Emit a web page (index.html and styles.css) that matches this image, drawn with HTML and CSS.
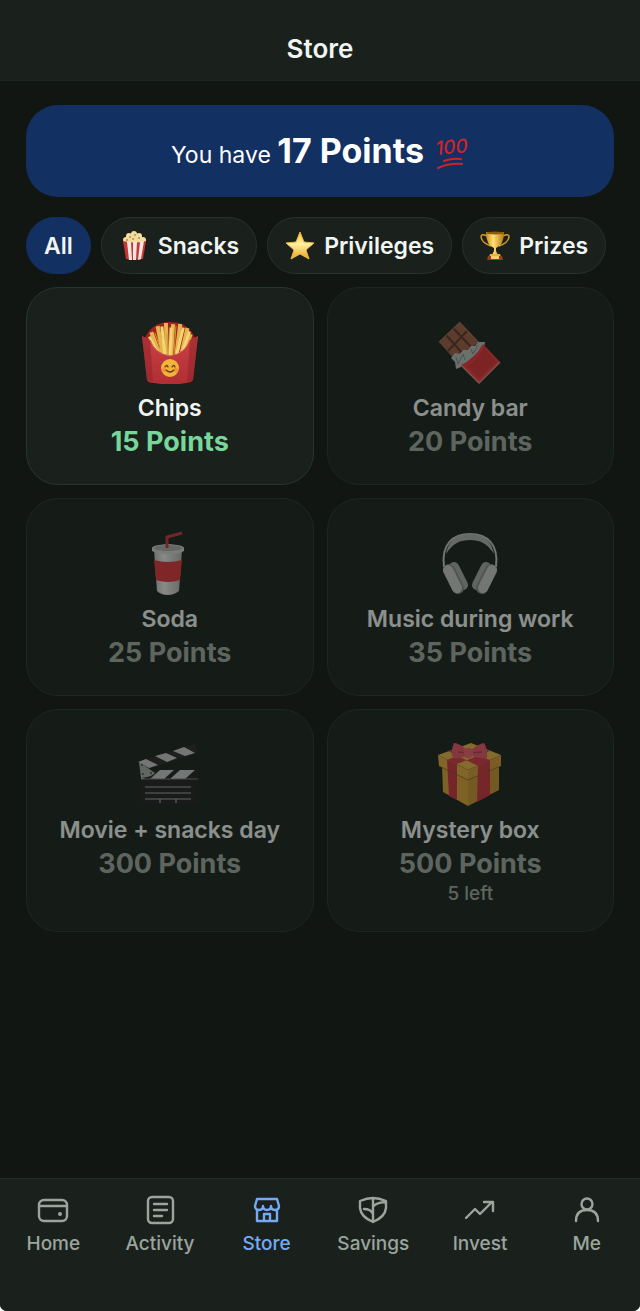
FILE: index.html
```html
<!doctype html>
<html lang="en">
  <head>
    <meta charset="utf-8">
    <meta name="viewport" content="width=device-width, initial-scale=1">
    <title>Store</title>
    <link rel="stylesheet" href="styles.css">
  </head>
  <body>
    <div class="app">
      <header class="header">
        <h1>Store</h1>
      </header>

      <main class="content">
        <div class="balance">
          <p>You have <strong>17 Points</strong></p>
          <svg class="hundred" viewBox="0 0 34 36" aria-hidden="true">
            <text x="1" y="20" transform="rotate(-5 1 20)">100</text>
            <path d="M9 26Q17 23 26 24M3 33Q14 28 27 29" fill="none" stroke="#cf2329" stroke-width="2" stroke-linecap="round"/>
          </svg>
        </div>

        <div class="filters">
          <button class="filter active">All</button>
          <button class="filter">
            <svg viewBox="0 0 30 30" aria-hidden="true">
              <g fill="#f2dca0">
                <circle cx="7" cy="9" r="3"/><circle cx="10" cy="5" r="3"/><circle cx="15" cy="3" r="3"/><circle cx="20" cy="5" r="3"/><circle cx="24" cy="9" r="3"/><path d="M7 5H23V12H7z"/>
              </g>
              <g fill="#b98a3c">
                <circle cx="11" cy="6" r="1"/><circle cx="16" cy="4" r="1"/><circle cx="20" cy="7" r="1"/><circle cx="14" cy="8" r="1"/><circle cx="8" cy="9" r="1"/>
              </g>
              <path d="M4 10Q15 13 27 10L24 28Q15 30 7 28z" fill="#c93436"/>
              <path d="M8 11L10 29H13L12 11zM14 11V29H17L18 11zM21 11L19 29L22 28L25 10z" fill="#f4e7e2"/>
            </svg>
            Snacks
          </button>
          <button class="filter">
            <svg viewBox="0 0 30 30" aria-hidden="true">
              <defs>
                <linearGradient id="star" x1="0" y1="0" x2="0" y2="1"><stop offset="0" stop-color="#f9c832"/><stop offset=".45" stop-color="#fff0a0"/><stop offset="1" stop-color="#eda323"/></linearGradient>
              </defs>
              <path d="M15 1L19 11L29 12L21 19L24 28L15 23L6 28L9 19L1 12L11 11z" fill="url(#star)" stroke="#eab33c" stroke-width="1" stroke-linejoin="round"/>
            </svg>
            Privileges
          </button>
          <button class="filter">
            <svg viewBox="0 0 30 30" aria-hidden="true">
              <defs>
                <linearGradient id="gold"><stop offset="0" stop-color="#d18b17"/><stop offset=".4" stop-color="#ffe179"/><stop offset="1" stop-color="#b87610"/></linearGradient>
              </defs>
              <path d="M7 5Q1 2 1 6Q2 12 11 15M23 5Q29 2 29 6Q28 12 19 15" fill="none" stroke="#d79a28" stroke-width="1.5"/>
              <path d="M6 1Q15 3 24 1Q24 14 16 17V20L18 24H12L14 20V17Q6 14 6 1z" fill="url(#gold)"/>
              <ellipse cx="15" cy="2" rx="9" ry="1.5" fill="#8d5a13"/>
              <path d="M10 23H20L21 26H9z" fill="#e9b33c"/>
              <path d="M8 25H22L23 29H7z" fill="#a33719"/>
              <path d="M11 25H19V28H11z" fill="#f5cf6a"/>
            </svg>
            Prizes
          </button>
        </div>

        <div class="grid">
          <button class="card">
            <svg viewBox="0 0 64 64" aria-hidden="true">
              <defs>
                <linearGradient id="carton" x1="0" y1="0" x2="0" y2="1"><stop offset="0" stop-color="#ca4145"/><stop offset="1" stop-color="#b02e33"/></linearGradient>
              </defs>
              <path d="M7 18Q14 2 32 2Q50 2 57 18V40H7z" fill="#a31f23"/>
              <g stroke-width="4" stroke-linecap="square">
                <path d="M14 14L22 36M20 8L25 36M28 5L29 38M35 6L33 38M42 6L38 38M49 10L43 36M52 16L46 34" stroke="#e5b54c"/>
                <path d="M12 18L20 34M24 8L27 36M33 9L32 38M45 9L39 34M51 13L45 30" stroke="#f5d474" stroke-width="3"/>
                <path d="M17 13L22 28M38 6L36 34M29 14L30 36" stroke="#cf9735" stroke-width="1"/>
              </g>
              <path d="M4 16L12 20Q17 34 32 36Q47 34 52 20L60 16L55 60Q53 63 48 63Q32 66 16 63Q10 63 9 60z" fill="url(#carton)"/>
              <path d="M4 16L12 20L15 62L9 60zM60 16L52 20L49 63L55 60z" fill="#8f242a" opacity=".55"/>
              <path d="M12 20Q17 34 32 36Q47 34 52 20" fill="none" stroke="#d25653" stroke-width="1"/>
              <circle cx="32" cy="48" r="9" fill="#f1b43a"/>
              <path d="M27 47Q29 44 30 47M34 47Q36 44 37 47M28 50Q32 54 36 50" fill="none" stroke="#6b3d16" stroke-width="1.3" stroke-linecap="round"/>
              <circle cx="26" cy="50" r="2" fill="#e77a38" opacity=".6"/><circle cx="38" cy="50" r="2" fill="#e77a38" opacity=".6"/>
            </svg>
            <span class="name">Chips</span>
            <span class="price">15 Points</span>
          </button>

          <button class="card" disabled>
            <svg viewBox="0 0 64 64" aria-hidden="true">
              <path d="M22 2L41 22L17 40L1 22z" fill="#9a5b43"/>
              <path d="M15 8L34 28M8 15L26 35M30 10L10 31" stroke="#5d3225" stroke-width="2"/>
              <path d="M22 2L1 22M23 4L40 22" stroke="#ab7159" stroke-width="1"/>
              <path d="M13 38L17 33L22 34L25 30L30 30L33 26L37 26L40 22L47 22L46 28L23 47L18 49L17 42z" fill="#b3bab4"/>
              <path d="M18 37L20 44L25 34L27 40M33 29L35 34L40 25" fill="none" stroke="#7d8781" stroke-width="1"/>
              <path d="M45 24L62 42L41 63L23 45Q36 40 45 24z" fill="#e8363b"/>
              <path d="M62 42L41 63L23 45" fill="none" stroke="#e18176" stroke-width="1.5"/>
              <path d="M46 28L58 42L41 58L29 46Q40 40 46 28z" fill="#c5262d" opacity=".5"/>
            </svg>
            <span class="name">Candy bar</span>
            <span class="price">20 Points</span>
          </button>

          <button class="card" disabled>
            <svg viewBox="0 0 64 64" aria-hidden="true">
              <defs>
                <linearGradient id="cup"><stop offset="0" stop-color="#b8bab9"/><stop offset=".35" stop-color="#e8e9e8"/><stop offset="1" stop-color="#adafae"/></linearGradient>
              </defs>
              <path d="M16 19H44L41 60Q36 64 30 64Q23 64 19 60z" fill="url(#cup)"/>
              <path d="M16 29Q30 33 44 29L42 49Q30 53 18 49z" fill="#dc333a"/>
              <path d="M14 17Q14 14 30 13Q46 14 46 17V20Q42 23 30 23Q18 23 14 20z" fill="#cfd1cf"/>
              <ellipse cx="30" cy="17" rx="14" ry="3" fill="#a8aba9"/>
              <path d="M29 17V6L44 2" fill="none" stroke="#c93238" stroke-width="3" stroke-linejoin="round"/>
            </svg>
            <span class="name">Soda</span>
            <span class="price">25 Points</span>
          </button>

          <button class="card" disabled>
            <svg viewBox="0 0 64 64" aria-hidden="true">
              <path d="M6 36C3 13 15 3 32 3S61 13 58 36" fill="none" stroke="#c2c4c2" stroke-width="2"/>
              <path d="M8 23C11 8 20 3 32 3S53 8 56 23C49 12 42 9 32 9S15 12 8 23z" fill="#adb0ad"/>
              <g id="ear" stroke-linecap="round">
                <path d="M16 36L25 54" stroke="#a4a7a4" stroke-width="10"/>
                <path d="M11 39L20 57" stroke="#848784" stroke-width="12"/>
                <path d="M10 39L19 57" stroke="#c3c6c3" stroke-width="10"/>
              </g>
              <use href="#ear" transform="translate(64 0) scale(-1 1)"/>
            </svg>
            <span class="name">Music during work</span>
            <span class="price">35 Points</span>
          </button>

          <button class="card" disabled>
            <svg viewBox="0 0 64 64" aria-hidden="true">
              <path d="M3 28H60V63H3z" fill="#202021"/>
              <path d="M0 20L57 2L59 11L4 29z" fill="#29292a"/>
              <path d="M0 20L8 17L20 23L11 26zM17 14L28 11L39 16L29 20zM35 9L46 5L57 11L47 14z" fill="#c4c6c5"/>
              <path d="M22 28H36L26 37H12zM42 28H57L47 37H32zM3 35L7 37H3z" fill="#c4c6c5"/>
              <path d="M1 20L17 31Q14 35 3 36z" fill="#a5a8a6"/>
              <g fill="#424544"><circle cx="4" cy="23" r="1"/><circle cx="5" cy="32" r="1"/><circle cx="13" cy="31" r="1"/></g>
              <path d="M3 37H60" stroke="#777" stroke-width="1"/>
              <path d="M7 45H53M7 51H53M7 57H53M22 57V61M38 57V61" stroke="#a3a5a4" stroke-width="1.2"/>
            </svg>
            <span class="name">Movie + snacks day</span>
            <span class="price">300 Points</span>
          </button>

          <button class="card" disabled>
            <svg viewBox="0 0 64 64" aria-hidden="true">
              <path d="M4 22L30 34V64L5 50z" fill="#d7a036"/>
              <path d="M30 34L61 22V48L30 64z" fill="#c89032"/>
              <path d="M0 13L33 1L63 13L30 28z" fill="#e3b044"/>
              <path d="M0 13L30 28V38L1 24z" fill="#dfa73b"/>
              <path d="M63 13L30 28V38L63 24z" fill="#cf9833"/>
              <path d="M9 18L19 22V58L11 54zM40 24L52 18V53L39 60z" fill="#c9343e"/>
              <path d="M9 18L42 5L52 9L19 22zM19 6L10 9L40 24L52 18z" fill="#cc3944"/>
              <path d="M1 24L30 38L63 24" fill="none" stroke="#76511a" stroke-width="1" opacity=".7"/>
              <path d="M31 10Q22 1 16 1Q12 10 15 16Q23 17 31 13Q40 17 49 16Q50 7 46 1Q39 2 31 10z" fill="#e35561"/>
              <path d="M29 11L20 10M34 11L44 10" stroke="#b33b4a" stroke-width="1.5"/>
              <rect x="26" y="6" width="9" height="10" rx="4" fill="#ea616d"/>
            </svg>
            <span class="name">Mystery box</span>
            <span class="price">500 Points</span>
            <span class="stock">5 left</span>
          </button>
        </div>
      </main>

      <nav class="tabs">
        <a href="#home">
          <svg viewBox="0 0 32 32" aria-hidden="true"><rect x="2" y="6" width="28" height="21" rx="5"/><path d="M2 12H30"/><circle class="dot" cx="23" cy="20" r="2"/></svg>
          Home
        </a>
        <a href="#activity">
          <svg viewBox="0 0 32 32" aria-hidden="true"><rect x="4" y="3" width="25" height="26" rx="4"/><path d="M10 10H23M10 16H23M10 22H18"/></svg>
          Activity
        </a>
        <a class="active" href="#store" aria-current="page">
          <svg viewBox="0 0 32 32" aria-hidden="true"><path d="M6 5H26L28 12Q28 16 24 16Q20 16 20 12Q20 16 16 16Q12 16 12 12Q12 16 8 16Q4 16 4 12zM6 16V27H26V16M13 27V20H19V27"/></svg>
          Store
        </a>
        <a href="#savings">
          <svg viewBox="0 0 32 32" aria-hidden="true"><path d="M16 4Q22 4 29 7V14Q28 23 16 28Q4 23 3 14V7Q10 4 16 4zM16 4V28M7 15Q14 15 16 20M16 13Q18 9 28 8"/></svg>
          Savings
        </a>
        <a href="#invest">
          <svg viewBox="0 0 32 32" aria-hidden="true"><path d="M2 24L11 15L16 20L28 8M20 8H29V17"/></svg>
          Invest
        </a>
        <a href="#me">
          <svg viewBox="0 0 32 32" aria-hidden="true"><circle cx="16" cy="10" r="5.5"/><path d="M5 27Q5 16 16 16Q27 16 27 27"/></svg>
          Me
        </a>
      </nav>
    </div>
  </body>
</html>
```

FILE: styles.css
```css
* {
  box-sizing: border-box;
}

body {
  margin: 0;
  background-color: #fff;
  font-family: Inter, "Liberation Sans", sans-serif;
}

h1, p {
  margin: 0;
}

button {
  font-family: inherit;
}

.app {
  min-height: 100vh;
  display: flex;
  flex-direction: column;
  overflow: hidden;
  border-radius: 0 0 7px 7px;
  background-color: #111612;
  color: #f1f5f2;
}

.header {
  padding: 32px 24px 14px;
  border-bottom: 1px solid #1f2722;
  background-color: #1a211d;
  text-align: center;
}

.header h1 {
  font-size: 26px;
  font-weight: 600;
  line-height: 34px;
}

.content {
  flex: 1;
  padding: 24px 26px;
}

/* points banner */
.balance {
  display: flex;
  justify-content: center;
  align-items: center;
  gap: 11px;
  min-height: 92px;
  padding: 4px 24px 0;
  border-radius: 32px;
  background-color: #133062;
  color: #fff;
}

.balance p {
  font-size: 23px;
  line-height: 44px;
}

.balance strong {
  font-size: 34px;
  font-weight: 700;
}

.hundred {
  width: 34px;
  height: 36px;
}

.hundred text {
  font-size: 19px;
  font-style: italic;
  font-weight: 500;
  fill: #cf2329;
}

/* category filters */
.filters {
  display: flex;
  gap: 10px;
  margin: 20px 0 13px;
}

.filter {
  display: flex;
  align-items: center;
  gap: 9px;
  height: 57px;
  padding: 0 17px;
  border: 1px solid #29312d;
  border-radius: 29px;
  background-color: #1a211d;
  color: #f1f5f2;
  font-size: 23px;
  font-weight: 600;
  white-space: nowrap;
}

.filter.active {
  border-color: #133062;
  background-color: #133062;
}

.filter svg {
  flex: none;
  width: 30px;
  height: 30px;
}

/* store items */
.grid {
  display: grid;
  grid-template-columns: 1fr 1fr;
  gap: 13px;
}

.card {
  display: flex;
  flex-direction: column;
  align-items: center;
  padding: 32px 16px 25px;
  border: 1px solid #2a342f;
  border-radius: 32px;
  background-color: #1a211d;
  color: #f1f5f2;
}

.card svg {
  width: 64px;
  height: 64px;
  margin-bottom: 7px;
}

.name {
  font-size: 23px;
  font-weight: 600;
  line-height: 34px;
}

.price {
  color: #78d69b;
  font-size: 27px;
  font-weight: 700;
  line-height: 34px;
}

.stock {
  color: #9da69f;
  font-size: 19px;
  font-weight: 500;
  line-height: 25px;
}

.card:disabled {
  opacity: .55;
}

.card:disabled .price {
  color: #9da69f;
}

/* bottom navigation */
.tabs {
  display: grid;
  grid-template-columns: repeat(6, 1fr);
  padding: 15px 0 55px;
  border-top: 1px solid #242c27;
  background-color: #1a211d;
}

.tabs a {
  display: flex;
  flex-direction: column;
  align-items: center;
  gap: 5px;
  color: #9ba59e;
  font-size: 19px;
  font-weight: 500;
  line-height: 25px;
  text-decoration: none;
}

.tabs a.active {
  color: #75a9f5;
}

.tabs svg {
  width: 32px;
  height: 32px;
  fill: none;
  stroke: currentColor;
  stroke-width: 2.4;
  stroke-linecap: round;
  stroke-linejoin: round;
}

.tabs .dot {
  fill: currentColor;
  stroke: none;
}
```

■ Task prompt
Where a line above contains the string "index", copy that line.

■ Solution to this exercise
Emit a web page (index.html and styles.css) that matches this image, drawn with HTML and CSS.
FILE: index.html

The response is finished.